Data excerpt:
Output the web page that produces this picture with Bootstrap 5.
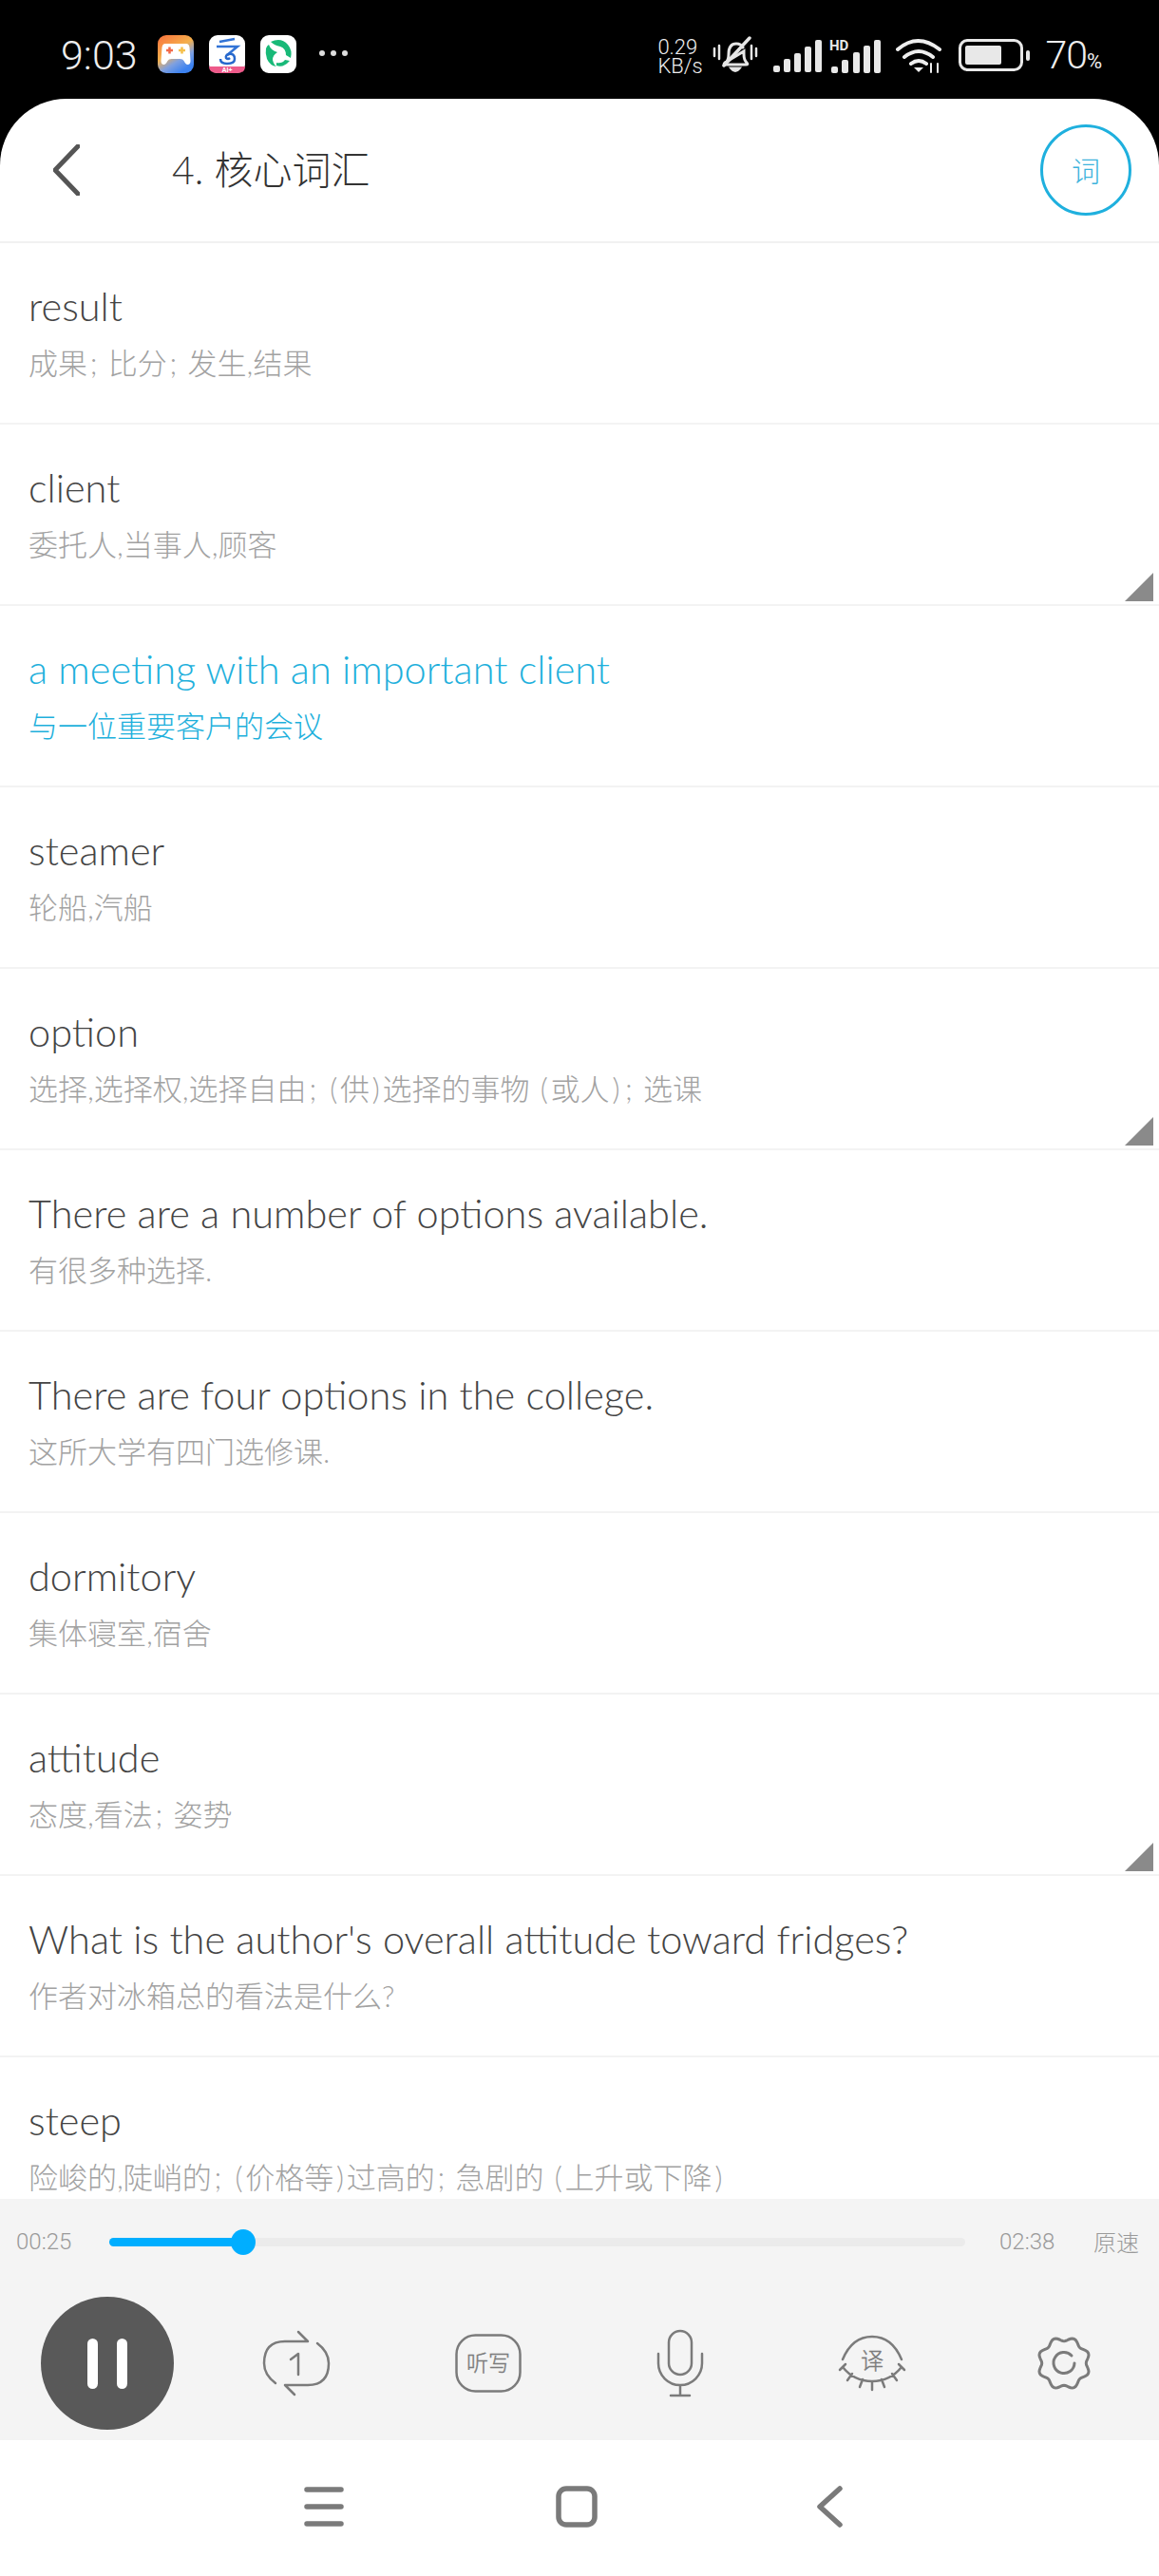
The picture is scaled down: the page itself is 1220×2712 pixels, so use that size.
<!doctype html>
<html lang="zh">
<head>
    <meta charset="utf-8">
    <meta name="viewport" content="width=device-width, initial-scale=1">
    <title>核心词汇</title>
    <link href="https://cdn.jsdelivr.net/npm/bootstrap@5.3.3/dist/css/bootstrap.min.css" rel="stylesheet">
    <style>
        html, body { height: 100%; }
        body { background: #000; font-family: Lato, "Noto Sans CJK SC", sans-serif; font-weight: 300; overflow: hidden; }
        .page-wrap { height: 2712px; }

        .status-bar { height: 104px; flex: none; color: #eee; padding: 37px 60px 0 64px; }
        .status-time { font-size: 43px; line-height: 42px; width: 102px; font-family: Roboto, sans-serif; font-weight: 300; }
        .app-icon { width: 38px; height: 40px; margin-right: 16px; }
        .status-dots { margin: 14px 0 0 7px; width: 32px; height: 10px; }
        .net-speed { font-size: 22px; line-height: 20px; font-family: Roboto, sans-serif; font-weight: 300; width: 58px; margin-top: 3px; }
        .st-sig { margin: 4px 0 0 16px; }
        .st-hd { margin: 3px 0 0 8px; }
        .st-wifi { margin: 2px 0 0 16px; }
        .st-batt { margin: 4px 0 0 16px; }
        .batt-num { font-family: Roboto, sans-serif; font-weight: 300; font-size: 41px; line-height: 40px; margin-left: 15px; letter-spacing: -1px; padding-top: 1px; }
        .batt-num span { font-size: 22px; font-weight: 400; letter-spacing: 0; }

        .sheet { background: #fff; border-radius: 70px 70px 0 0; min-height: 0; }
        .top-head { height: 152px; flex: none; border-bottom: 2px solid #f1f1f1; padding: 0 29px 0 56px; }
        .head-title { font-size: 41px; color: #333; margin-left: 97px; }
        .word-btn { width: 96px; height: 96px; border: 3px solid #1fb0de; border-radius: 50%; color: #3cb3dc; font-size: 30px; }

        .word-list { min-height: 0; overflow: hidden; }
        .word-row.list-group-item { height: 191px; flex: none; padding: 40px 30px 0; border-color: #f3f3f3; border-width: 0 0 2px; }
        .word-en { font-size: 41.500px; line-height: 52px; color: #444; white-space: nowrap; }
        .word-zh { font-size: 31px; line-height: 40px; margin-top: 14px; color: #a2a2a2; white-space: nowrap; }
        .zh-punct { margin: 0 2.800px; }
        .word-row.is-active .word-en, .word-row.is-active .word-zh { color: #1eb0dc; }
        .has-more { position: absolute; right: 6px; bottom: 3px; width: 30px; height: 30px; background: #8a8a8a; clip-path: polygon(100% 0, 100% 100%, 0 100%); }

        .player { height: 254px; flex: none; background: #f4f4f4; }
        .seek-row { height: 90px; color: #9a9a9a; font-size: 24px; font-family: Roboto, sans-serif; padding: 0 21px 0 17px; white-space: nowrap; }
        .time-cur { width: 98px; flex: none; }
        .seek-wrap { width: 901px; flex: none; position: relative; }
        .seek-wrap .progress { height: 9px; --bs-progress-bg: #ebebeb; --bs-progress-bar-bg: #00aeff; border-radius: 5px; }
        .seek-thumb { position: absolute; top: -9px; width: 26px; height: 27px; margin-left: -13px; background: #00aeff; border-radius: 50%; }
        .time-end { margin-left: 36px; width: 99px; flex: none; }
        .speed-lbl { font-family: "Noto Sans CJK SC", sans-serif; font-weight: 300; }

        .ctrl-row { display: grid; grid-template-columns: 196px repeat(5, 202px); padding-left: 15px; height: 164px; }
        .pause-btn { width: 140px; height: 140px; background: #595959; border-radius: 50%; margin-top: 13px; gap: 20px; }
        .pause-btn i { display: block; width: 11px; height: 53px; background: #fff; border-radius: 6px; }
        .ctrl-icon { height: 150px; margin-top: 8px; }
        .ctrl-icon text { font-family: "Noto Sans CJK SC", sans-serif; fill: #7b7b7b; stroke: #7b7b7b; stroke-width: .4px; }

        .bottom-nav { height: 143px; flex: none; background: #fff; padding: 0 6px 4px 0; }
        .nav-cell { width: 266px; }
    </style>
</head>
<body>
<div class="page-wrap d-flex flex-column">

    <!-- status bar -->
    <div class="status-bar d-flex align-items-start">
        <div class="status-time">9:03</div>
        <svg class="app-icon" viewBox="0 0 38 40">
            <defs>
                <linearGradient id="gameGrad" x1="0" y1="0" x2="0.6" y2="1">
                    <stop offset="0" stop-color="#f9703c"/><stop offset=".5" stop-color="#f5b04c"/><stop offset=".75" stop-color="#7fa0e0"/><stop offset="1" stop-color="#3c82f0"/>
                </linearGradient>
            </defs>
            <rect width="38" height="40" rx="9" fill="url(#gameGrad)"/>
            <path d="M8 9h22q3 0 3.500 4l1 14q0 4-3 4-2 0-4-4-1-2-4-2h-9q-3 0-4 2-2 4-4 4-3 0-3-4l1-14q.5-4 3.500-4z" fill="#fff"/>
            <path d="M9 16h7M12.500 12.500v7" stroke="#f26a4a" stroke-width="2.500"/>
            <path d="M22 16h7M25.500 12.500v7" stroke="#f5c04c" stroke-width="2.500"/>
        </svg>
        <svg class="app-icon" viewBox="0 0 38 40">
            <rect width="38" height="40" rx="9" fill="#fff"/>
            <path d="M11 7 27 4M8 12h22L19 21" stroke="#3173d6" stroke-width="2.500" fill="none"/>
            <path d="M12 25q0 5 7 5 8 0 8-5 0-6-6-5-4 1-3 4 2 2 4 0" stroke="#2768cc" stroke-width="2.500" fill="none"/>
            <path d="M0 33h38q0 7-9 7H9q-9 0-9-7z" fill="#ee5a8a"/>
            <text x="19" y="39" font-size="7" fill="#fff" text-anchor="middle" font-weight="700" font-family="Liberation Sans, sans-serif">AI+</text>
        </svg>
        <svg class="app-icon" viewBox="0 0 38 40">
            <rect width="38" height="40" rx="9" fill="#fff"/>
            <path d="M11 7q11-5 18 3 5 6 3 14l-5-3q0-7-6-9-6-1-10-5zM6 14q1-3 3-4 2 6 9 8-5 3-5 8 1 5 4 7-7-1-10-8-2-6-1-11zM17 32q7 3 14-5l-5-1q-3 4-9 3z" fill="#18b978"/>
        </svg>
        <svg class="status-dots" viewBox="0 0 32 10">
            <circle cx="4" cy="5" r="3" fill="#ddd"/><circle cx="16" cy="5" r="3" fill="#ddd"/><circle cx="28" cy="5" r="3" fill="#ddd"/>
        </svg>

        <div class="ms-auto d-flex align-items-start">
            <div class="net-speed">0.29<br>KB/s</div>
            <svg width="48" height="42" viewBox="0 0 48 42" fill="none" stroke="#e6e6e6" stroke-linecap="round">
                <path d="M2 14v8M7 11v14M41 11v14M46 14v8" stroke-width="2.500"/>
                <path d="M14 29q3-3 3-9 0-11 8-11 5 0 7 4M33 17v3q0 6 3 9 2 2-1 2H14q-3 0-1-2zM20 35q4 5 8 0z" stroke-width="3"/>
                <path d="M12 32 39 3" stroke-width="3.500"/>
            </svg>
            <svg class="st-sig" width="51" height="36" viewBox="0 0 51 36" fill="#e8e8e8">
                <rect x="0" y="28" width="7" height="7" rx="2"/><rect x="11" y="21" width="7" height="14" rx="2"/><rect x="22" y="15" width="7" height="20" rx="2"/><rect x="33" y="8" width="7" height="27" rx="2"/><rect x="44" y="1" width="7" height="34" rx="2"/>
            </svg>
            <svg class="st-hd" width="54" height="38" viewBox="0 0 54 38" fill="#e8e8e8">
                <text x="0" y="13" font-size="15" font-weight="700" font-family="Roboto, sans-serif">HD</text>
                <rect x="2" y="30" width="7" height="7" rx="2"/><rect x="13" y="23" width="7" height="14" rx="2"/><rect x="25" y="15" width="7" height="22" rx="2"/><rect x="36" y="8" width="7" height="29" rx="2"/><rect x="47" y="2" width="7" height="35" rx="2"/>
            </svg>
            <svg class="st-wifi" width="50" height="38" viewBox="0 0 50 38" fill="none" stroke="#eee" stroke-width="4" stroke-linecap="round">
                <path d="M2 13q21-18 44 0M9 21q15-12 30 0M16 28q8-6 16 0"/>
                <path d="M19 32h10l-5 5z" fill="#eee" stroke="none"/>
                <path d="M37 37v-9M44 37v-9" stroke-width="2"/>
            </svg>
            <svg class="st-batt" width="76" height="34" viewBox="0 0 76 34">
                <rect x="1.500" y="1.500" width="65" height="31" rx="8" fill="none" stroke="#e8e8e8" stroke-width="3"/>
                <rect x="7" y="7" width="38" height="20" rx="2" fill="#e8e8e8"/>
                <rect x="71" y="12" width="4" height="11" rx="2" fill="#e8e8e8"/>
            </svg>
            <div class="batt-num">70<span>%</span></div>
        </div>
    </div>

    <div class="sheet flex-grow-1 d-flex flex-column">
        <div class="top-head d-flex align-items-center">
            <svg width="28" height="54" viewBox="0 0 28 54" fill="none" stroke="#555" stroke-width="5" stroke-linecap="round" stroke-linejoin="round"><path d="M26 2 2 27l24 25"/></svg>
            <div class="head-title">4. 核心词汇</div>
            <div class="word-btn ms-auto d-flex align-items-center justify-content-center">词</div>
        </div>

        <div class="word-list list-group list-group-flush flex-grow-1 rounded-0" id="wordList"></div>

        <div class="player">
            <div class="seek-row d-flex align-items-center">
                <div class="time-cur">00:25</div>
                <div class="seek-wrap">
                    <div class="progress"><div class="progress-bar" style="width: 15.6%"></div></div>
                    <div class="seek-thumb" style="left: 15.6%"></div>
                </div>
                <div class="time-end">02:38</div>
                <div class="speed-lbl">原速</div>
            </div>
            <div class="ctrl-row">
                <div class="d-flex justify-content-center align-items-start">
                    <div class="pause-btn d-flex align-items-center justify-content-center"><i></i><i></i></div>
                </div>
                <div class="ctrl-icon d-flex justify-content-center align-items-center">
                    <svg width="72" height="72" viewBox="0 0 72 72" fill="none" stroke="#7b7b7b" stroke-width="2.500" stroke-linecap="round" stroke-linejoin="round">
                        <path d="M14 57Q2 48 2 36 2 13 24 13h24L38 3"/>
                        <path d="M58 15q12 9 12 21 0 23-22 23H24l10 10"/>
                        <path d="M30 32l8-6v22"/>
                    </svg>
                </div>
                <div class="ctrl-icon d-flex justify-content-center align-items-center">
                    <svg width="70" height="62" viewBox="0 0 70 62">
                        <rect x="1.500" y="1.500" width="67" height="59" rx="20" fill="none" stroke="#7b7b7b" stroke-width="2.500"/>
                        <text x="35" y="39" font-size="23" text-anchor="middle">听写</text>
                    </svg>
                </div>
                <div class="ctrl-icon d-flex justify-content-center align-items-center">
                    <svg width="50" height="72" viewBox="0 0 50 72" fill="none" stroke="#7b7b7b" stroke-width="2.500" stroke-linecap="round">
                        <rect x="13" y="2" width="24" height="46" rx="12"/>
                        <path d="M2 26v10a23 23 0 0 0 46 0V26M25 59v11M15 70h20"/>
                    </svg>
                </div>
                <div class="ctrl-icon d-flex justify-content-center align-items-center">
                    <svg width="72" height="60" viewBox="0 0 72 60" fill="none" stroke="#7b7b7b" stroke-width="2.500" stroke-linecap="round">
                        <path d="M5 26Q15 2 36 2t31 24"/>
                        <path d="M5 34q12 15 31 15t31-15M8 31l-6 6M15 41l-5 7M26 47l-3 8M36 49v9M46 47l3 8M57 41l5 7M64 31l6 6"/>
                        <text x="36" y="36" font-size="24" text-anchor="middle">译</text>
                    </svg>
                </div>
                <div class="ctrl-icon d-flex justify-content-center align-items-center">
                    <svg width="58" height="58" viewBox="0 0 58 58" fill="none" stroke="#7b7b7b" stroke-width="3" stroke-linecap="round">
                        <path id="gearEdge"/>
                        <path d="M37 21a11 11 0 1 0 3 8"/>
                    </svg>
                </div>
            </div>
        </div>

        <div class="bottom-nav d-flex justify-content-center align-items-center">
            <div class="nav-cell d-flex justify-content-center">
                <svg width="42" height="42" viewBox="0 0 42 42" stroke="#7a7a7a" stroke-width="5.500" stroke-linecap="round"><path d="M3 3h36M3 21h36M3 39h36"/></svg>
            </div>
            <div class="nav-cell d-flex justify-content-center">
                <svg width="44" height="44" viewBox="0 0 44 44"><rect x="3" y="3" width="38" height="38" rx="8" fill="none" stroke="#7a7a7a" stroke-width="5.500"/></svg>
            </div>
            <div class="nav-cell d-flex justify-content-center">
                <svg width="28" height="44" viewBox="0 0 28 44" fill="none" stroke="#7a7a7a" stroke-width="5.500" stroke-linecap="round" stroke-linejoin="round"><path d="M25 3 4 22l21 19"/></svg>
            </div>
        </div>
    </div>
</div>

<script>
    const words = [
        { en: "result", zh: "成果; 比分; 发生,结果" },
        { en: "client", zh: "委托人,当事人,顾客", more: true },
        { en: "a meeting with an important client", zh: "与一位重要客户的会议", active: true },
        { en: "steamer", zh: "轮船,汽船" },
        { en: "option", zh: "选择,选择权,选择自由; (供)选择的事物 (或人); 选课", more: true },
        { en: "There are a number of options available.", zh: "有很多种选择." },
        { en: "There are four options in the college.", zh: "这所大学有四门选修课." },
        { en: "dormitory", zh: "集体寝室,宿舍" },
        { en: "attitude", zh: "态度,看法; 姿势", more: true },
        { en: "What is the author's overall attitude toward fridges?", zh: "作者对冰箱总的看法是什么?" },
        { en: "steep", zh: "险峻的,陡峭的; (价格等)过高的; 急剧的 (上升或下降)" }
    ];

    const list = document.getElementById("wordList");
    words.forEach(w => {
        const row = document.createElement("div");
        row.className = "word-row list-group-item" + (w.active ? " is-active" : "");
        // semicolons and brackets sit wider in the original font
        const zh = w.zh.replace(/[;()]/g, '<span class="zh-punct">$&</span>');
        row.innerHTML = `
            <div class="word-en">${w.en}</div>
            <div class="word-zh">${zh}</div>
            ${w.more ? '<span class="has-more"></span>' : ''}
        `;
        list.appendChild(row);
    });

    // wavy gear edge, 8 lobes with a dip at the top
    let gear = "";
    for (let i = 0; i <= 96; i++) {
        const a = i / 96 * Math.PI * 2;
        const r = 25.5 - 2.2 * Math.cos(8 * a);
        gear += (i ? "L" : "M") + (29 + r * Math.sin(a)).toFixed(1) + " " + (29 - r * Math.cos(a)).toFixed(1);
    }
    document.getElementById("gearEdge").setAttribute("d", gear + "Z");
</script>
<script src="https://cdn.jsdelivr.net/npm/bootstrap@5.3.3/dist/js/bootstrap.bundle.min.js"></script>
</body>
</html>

The request: Copy every line of the listing containing the string "page".

Output for this exercise:
Output the web page that produces this picture with Bootstrap 5.
The picture is scaled down: the page itself is 1220×2712 pixels, so use that size.
        .page-wrap { height: 2712px; }
<div class="page-wrap d-flex flex-column">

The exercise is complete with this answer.